## TASK PROMPT
Quote, verbatim, all material below, without pictures.

------------------------

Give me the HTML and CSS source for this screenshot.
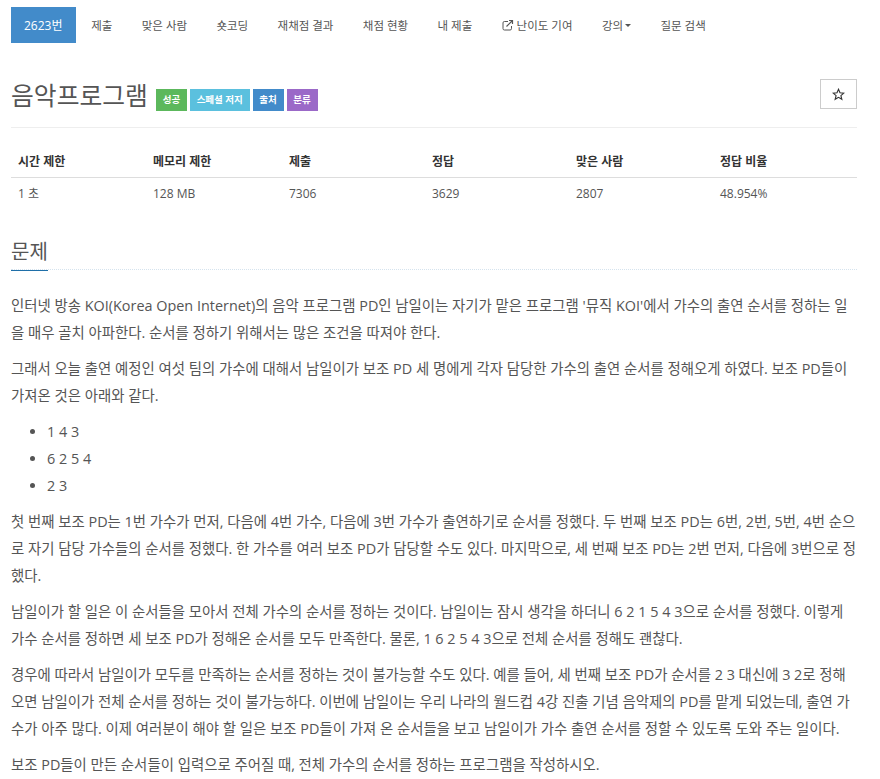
FILE: index.html
```html
<!DOCTYPE html>
<html lang="ko">
<head>
<meta charset="utf-8">
<title>음악프로그램</title>
<link rel="stylesheet" href="styles.css">
</head>
<body>
<div class="page">
  <nav class="tabs">
    <a class="tab active">2623번</a>
    <a class="tab">제출</a>
    <a class="tab">맞은 사람</a>
    <a class="tab">숏코딩</a>
    <a class="tab">재채점 결과</a>
    <a class="tab">채점 현황</a>
    <a class="tab">내 제출</a>
    <a class="tab"><svg class="ext" viewBox="0 0 12 12" width="12" height="12"><path d="M9.5 7v2.6A1.4 1.4 0 0 1 8.1 11H2.4A1.4 1.4 0 0 1 1 9.6V3.9A1.4 1.4 0 0 1 2.4 2.5H6" fill="none" stroke="#555" stroke-width="1"/><path d="M4.5 7.5 10 2M7 1.5h3.5V5" fill="none" stroke="#555" stroke-width="1.2"/></svg> 난이도 기여</a>
    <a class="tab">강의<span class="caret"></span></a>
    <a class="tab">질문 검색</a>
  </nav>
  <header class="title-row">
    <h1 class="title">음악프로그램 <span class="labels"><span class="label green">성공</span><span class="label cyan">스페셜 저지</span><span class="label blue">출처</span><span class="label purple">분류</span></span></h1>
    <button class="star"><svg viewBox="0 0 14 14" width="13" height="13"><path d="M7 1.4 8.6 5.2 12.7 5.5 9.6 8.2 10.6 12.2 7 10 3.4 12.2 4.4 8.2 1.3 5.5 5.4 5.2Z" fill="none" stroke="#333" stroke-width="1.2"/></svg></button>
  </header>
  <table class="info">
    <thead>
      <tr><th class="c1">시간 제한</th><th class="c2">메모리 제한</th><th class="c3">제출</th><th class="c4">정답</th><th class="c5">맞은 사람</th><th>정답 비율</th></tr>
    </thead>
    <tbody>
      <tr><td>1 초</td><td>128 MB</td><td>7306</td><td>3629</td><td>2807</td><td>48.954%</td></tr>
    </tbody>
  </table>
  <section>
    <div class="headline"><h2>문제</h2></div>
    <div class="body">
      <p>인터넷 방송 KOI(Korea Open Internet)의 음악 프로그램 PD인 남일이는 자기가 맡은 프로그램 '뮤직 KOI'에서 가수의 출연 순서를 정하는 일을 매우 골치 아파한다. 순서를 정하기 위해서는 많은 조건을 따져야 한다.</p>
      <p>그래서 오늘 출연 예정인 여섯 팀의 가수에 대해서 남일이가 보조 PD 세 명에게 각자 담당한 가수의 출연 순서를 정해오게 하였다. 보조 PD들이 가져온 것은 아래와 같다.</p>
      <ul>
        <li>1 4 3</li>
        <li>6 2 5 4</li>
        <li>2 3</li>
      </ul>
      <p>첫 번째 보조 PD는 1번 가수가 먼저, 다음에 4번 가수, 다음에 3번 가수가 출연하기로 순서를 정했다. 두 번째 보조 PD는 6번, 2번, 5번, 4번 순으로 자기 담당 가수들의 순서를 정했다. 한 가수를 여러 보조 PD가 담당할 수도 있다. 마지막으로, 세 번째 보조 PD는 2번 먼저, 다음에 3번으로 정했다.</p>
      <p>남일이가 할 일은 이 순서들을 모아서 전체 가수의 순서를 정하는 것이다. 남일이는 잠시 생각을 하더니 6 2 1 5 4 3으로 순서를 정했다. 이렇게 가수 순서를 정하면 세 보조 PD가 정해온 순서를 모두 만족한다. 물론, 1 6 2 5 4 3으로 전체 순서를 정해도 괜찮다.</p>
      <p>경우에 따라서 남일이가 모두를 만족하는 순서를 정하는 것이 불가능할 수도 있다. 예를 들어, 세 번째 보조 PD가 순서를 2 3 대신에 3 2로 정해오면 남일이가 전체 순서를 정하는 것이 불가능하다. 이번에 남일이는 우리 나라의 월드컵 4강 진출 기념 음악제의 PD를 맡게 되었는데, 출연 가수가 아주 많다. 이제 여러분이 해야 할 일은 보조 PD들이 가져 온 순서들을 보고 남일이가 가수 출연 순서를 정할 수 있도록 도와 주는 일이다.</p>
      <p>보조 PD들이 만든 순서들이 입력으로 주어질 때, 전체 가수의 순서를 정하는 프로그램을 작성하시오.</p>
    </div>
  </section>
</div>
</body>
</html>
```
FILE: styles.css
```css
html, body { margin: 0; padding: 0; background: #fff; overflow: hidden; }
body { height: 779px; font-family: "Open Sans", "Noto Sans CJK KR", sans-serif; color: #555; font-size: 14px; }
.page { padding: 7px 23px 0 11px; }
.tabs { display: flex; height: 36px; font-size: 11.5px; }
.tab { display: flex; align-items: center; gap: 3px; padding: 0 14.7px; color: #555; white-space: nowrap; }
.tab.active { background: #428bca; color: #fff; padding: 0 13px; margin-right: 1px; font-size: 12px; }
.ext { display: block; }
.caret { display: inline-block; margin-left: -1px; border-top: 3px solid #555; border-left: 3px solid transparent; border-right: 3px solid transparent; }
.title-row { display: flex; justify-content: space-between; align-items: flex-start; margin-top: 28px; height: 56px; border-bottom: 1px solid #eee; }
.title { margin: 8px 0 0; font-size: 24.8px; font-weight: 400; line-height: 32px; color: #555; display: flex; align-items: flex-end; }
.labels { display: flex; gap: 3px; margin-left: 8px; }
.label { display: block; height: 22px; line-height: 22px; padding: 0 6.75px; font-size: 9.5px; font-weight: 700; color: #fff; }
.green { background: #5cb85c; }
.cyan { background: #5bc0de; }
.blue { background: #428bca; }
.purple { background: #9b69c8; }
.star { width: 37px; height: 30px; margin-top: 8px; padding: 0; background: #fff; border: 1px solid #ccc; display: flex; align-items: center; justify-content: center; }
.info { width: 100%; margin-top: 20px; border-collapse: collapse; font-size: 12px; table-layout: fixed; }
.info th { box-sizing: border-box; text-align: left; font-weight: 700; color: #333; padding: 0 7px 3px; height: 29px; border-bottom: 1px solid #ddd; }
.info td { padding: 0 7px; height: 31px; color: #555; }
.c1 { width: 135px; }
.c2 { width: 136px; }
.c3 { width: 143px; }
.c4, .c5 { width: 144px; }
.headline { display: flex; align-items: flex-start; margin-top: 28px; height: 32px; border-bottom: 1px dotted #d5e3ee; }
.headline h2 { height: 33px; margin: 0; font-size: 20px; font-weight: 400; line-height: 29px; color: #555; border-bottom: 1px solid #1f6fa8; }
.body { padding-top: 22px; line-height: 27px; font-size: 14.41px; }
.body p { margin: 0 0 9px; }
.body ul { margin: 0 0 9px; padding-left: 36px; }
```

------------------------

## TASK RESPONSE
Give me the HTML and CSS source for this screenshot.
FILE: index.html
```html
<!DOCTYPE html>
<html lang="ko">
<head>
<meta charset="utf-8">
<title>음악프로그램</title>
<link rel="stylesheet" href="styles.css">
</head>
<body>
<div class="page">
  <nav class="tabs">
    <a class="tab active">2623번</a>
    <a class="tab">제출</a>
    <a class="tab">맞은 사람</a>
    <a class="tab">숏코딩</a>
    <a class="tab">재채점 결과</a>
    <a class="tab">채점 현황</a>
    <a class="tab">내 제출</a>
    <a class="tab"><svg class="ext" viewBox="0 0 12 12" width="12" height="12"><path d="M9.5 7v2.6A1.4 1.4 0 0 1 8.1 11H2.4A1.4 1.4 0 0 1 1 9.6V3.9A1.4 1.4 0 0 1 2.4 2.5H6" fill="none" stroke="#555" stroke-width="1"/><path d="M4.5 7.5 10 2M7 1.5h3.5V5" fill="none" stroke="#555" stroke-width="1.2"/></svg> 난이도 기여</a>
    <a class="tab">강의<span class="caret"></span></a>
    <a class="tab">질문 검색</a>
  </nav>
  <header class="title-row">
    <h1 class="title">음악프로그램 <span class="labels"><span class="label green">성공</span><span class="label cyan">스페셜 저지</span><span class="label blue">출처</span><span class="label purple">분류</span></span></h1>
    <button class="star"><svg viewBox="0 0 14 14" width="13" height="13"><path d="M7 1.4 8.6 5.2 12.7 5.5 9.6 8.2 10.6 12.2 7 10 3.4 12.2 4.4 8.2 1.3 5.5 5.4 5.2Z" fill="none" stroke="#333" stroke-width="1.2"/></svg></button>
  </header>
  <table class="info">
    <thead>
      <tr><th class="c1">시간 제한</th><th class="c2">메모리 제한</th><th class="c3">제출</th><th class="c4">정답</th><th class="c5">맞은 사람</th><th>정답 비율</th></tr>
    </thead>
    <tbody>
      <tr><td>1 초</td><td>128 MB</td><td>7306</td><td>3629</td><td>2807</td><td>48.954%</td></tr>
    </tbody>
  </table>
  <section>
    <div class="headline"><h2>문제</h2></div>
    <div class="body">
      <p>인터넷 방송 KOI(Korea Open Internet)의 음악 프로그램 PD인 남일이는 자기가 맡은 프로그램 '뮤직 KOI'에서 가수의 출연 순서를 정하는 일을 매우 골치 아파한다. 순서를 정하기 위해서는 많은 조건을 따져야 한다.</p>
      <p>그래서 오늘 출연 예정인 여섯 팀의 가수에 대해서 남일이가 보조 PD 세 명에게 각자 담당한 가수의 출연 순서를 정해오게 하였다. 보조 PD들이 가져온 것은 아래와 같다.</p>
      <ul>
        <li>1 4 3</li>
        <li>6 2 5 4</li>
        <li>2 3</li>
      </ul>
      <p>첫 번째 보조 PD는 1번 가수가 먼저, 다음에 4번 가수, 다음에 3번 가수가 출연하기로 순서를 정했다. 두 번째 보조 PD는 6번, 2번, 5번, 4번 순으로 자기 담당 가수들의 순서를 정했다. 한 가수를 여러 보조 PD가 담당할 수도 있다. 마지막으로, 세 번째 보조 PD는 2번 먼저, 다음에 3번으로 정했다.</p>
      <p>남일이가 할 일은 이 순서들을 모아서 전체 가수의 순서를 정하는 것이다. 남일이는 잠시 생각을 하더니 6 2 1 5 4 3으로 순서를 정했다. 이렇게 가수 순서를 정하면 세 보조 PD가 정해온 순서를 모두 만족한다. 물론, 1 6 2 5 4 3으로 전체 순서를 정해도 괜찮다.</p>
      <p>경우에 따라서 남일이가 모두를 만족하는 순서를 정하는 것이 불가능할 수도 있다. 예를 들어, 세 번째 보조 PD가 순서를 2 3 대신에 3 2로 정해오면 남일이가 전체 순서를 정하는 것이 불가능하다. 이번에 남일이는 우리 나라의 월드컵 4강 진출 기념 음악제의 PD를 맡게 되었는데, 출연 가수가 아주 많다. 이제 여러분이 해야 할 일은 보조 PD들이 가져 온 순서들을 보고 남일이가 가수 출연 순서를 정할 수 있도록 도와 주는 일이다.</p>
      <p>보조 PD들이 만든 순서들이 입력으로 주어질 때, 전체 가수의 순서를 정하는 프로그램을 작성하시오.</p>
    </div>
  </section>
</div>
</body>
</html>
```
FILE: styles.css
```css
html, body { margin: 0; padding: 0; background: #fff; overflow: hidden; }
body { height: 779px; font-family: "Open Sans", "Noto Sans CJK KR", sans-serif; color: #555; font-size: 14px; }
.page { padding: 7px 23px 0 11px; }
.tabs { display: flex; height: 36px; font-size: 11.5px; }
.tab { display: flex; align-items: center; gap: 3px; padding: 0 14.7px; color: #555; white-space: nowrap; }
.tab.active { background: #428bca; color: #fff; padding: 0 13px; margin-right: 1px; font-size: 12px; }
.ext { display: block; }
.caret { display: inline-block; margin-left: -1px; border-top: 3px solid #555; border-left: 3px solid transparent; border-right: 3px solid transparent; }
.title-row { display: flex; justify-content: space-between; align-items: flex-start; margin-top: 28px; height: 56px; border-bottom: 1px solid #eee; }
.title { margin: 8px 0 0; font-size: 24.8px; font-weight: 400; line-height: 32px; color: #555; display: flex; align-items: flex-end; }
.labels { display: flex; gap: 3px; margin-left: 8px; }
.label { display: block; height: 22px; line-height: 22px; padding: 0 6.75px; font-size: 9.5px; font-weight: 700; color: #fff; }
.green { background: #5cb85c; }
.cyan { background: #5bc0de; }
.blue { background: #428bca; }
.purple { background: #9b69c8; }
.star { width: 37px; height: 30px; margin-top: 8px; padding: 0; background: #fff; border: 1px solid #ccc; display: flex; align-items: center; justify-content: center; }
.info { width: 100%; margin-top: 20px; border-collapse: collapse; font-size: 12px; table-layout: fixed; }
.info th { box-sizing: border-box; text-align: left; font-weight: 700; color: #333; padding: 0 7px 3px; height: 29px; border-bottom: 1px solid #ddd; }
.info td { padding: 0 7px; height: 31px; color: #555; }
.c1 { width: 135px; }
.c2 { width: 136px; }
.c3 { width: 143px; }
.c4, .c5 { width: 144px; }
.headline { display: flex; align-items: flex-start; margin-top: 28px; height: 32px; border-bottom: 1px dotted #d5e3ee; }
.headline h2 { height: 33px; margin: 0; font-size: 20px; font-weight: 400; line-height: 29px; color: #555; border-bottom: 1px solid #1f6fa8; }
.body { padding-top: 22px; line-height: 27px; font-size: 14.41px; }
.body p { margin: 0 0 9px; }
.body ul { margin: 0 0 9px; padding-left: 36px; }
```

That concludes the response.